AHC: Have England/UK keep as much continental territory as possible

I think if the English controlled the Netherlands,the English will clearly be the dominant group in this relationship.It's also probably that this relationship might be much more lasting that then one between Austria and Hungary.

It is not a matter of figures but of differences and separation. And sea is a very powerful geographic separator.

So unless England drowns the Netherlands under a 2 million english migrants wave, this is not going to work nor hold. By 1700, the english population was 5 millions, the dutch around 1,7/1,8 million.
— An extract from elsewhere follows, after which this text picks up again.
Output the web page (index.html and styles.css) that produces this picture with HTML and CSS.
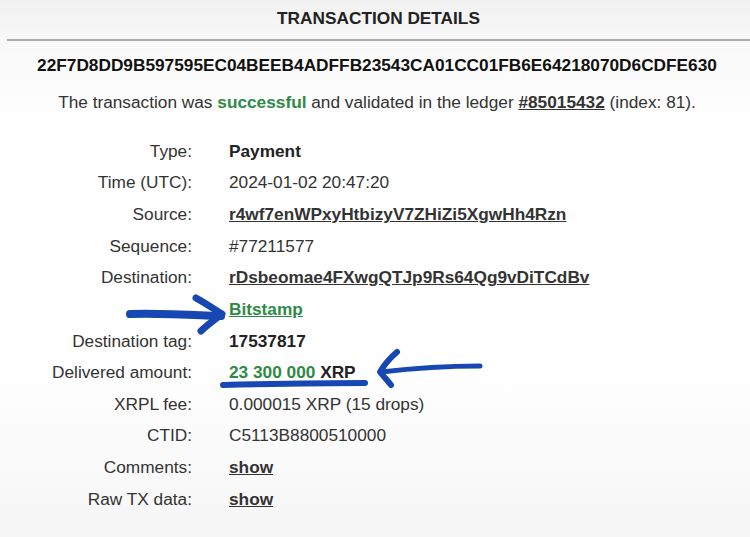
FILE: index.html
```html
<!DOCTYPE html>
<html>
<head>
<meta charset="utf-8">
<link rel="stylesheet" href="styles.css">
</head>
<body>
<div class="page">
  <div class="header">TRANSACTION DETAILS</div>
  <div class="hash">22F7D8DD9B597595EC04BEEB4ADFFB23543CA01CC01FB6E64218070D6CDFE630</div>
  <div class="status">The transaction was <span class="green bold">successful</span> and validated in the ledger <a class="link">#85015432</a> (index: 81).</div>
  <div class="details">
    <div class="label">Type:</div><div class="value bold">Payment</div>
    <div class="label">Time (UTC):</div><div class="value">2024-01-02 20:47:20</div>
    <div class="label">Source:</div><div class="value"><a class="link">r4wf7enWPxyHtbizyV7ZHiZi5XgwHh4Rzn</a></div>
    <div class="label">Sequence:</div><div class="value">#77211577</div>
    <div class="label">Destination:</div><div class="value"><a class="link">rDsbeomae4FXwgQTJp9Rs64Qg9vDiTCdBv</a></div>
    <div class="label"></div><div class="value"><a class="link green">Bitstamp</a></div>
    <div class="label">Destination tag:</div><div class="value bold">17537817</div>
    <div class="label">Delivered amount:</div><div class="value bold"><span class="green">23 300 000</span> XRP</div>
    <div class="label">XRPL fee:</div><div class="value">0.000015 XRP (15 drops)</div>
    <div class="label">CTID:</div><div class="value">C5113B8800510000</div>
    <div class="label">Comments:</div><div class="value"><a class="link">show</a></div>
    <div class="label">Raw TX data:</div><div class="value"><a class="link">show</a></div>
  </div>
  <svg class="marks" width="750" height="537" viewBox="0 0 750 537">
    <g fill="none" stroke="#1747b3" stroke-linecap="round" stroke-linejoin="round">
      <path d="M130 314 C160 313 195 315 221 316" stroke-width="8"/>
      <path d="M196 298 C205 303 214 309 222 314 C214 320 206 326 201 331" stroke-width="7"/>
      <path d="M480 366 C450 366 415 368 381 372" stroke-width="5"/>
      <path d="M397 352 C390 358 384 365 380 372 C384 377 388 381 391 385" stroke-width="6"/>
      <path d="M223 385 C270 384 320 383 365 383" stroke-width="6"/>
    </g>
  </svg>
</div>
</body>
</html>
```
FILE: styles.css
```css
html, body {
  margin: 0;
  padding: 0;
}
body {
  width: 750px;
  height: 537px;
  overflow: hidden;
  font-family: "Liberation Sans", Arial, sans-serif;
  font-size: 17.25px;
  color: #333;
  background: linear-gradient(to bottom, #f1f1f1 0px, #fbfbfb 60px, #ffffff 140px, #ffffff 360px, #f6f6f6 537px);
}
.page {
  position: relative;
  width: 750px;
  height: 537px;
}
.header {
  margin-left: 7px;
  padding-top: 8px;
  height: 31px;
  line-height: 20px;
  text-align: center;
  font-weight: bold;
  color: #222;
  border-bottom: 2px solid #acacac;
}
.hash {
  margin-top: 14px;
  padding-left: 4px;
  line-height: 20px;
  text-align: center;
  font-weight: bold;
  color: #111;
}
.status {
  margin-top: 17px;
  padding-left: 4px;
  line-height: 20px;
  text-align: center;
}
.bold {
  font-weight: bold;
}
.green {
  color: #2e8b46;
}
.link {
  font-weight: bold;
  text-decoration: underline;
  color: #333;
}
.link.green {
  color: #2e8b46;
}
.details {
  margin-top: 23px;
  display: grid;
  grid-template-columns: 192px auto;
  column-gap: 37px;
  grid-auto-rows: 31.64px;
  align-items: center;
}
.label {
  text-align: right;
  line-height: 20px;
}
.value {
  line-height: 20px;
  white-space: nowrap;
}
.value.bold {
  color: #222;
}
.marks {
  position: absolute;
  left: 0;
  top: 0;
  pointer-events: none;
}
```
Spain could not even keep control of Portugal that was culturally, politically and historically much closer to itself than the Netherlands were to England.
 
That's not necessarily true; travel by sail is generally much faster than travel over land. It was actually faster to take a ship from Dover to Capetown than it was to take a stagecoach from London to Edinburgh, for example, and the English channel is a much more formidable military obstacle than commercial and cultural barrier. If maps were measured by time, like how far one could travel in a day under muscle or sail power, well watered areas, like the vast Yangtze drainage network, the Nile river, and the Mediterranean would be relatively small, while Afghanistan, Southeast Asia, the Appalachian mountains would be immense.

Having England on the Spanish side not only lends their strength to the fight with the rebels, but nullifies or at least diminishes some of Spain's disadvantages. Instead of a major and minor power partnered against Spain, you have the world's superpower aligned with a great power against a tiny emergent confederation. Dutch and English attacks on commerce from the new world would be heavily curtailed, which gives Spain a greater edge over the Dutch, and with each advantage towards the Spanish, their strength outstrips the sum of their parts; more powerful forces are better able to inflict losses on lesser ones, which makes them comparatively even more powerful, thus compounding their ability to defeat their enemies.
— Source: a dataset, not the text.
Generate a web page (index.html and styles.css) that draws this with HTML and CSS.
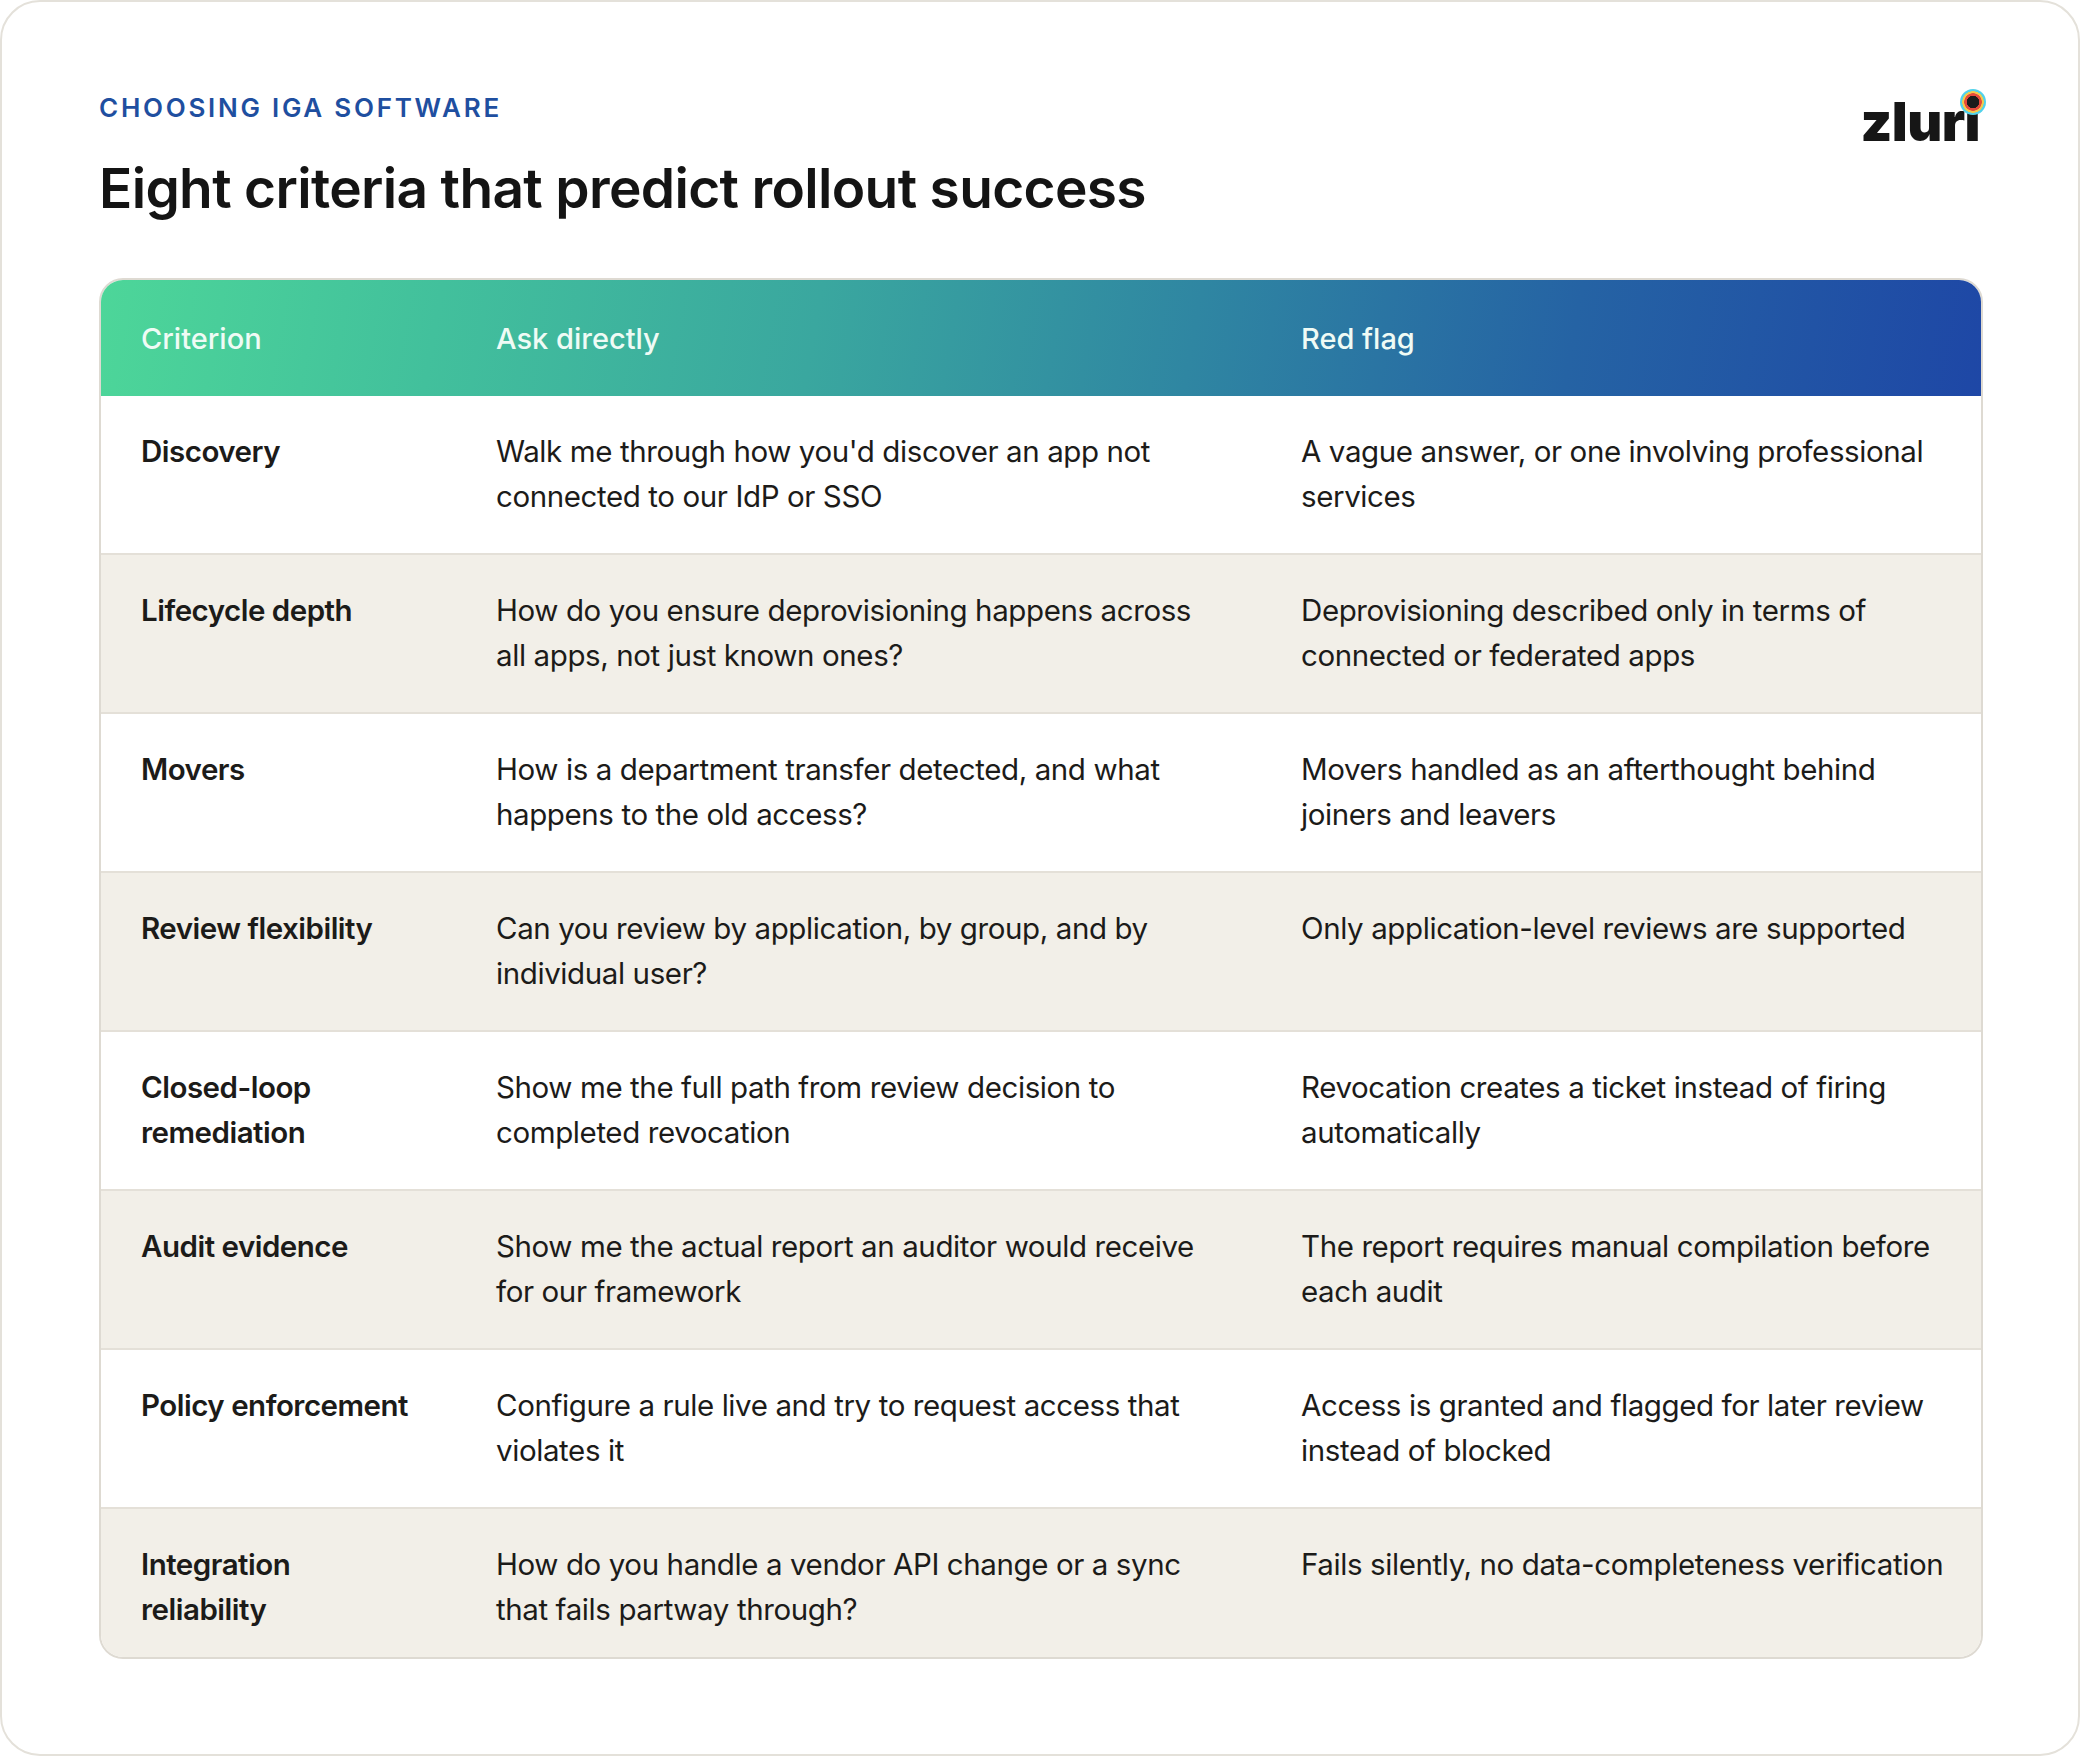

If English naval forces in the North Sea could counter the Sea Beggars or deny them refuge in English ports, for example, the Dutch Revolt would have had a much harder time starting out, and the relatively greater tax revenue from the Netherlands could help the King avoid defaulting, thus allowing him to borrow more money at lower interest rates, letting him finance greater military force. If the tercios were paid properly, they might not have mutinied, devastating the country and alienating the people of the Netherlands. This is of course highly theoretical, but even with English support, the Eighty Years War was a close run thing, and Spain+England is dramatically less balanced than Spain vs Netherlands+England.
 
Travel by sail was indeed fast but not intense. Crossing a sea is not the same as crossing a river.
 
Be that as it may, crossing the Channel by sail is far more routine and regular than marching an army from Spain, through Italy and Germany, and into the Netherlands. Simply splitting the costs of the war between Spain and England is going to do a lot to maintain the Crowns' solvency, even in the bad years where Spanish revenue hiccuped.
 
Your challenge is to have the Kingdom of England, or a 'United Kingdom' keep as much continental territory as possible, with any POD after 1300, and before 1800.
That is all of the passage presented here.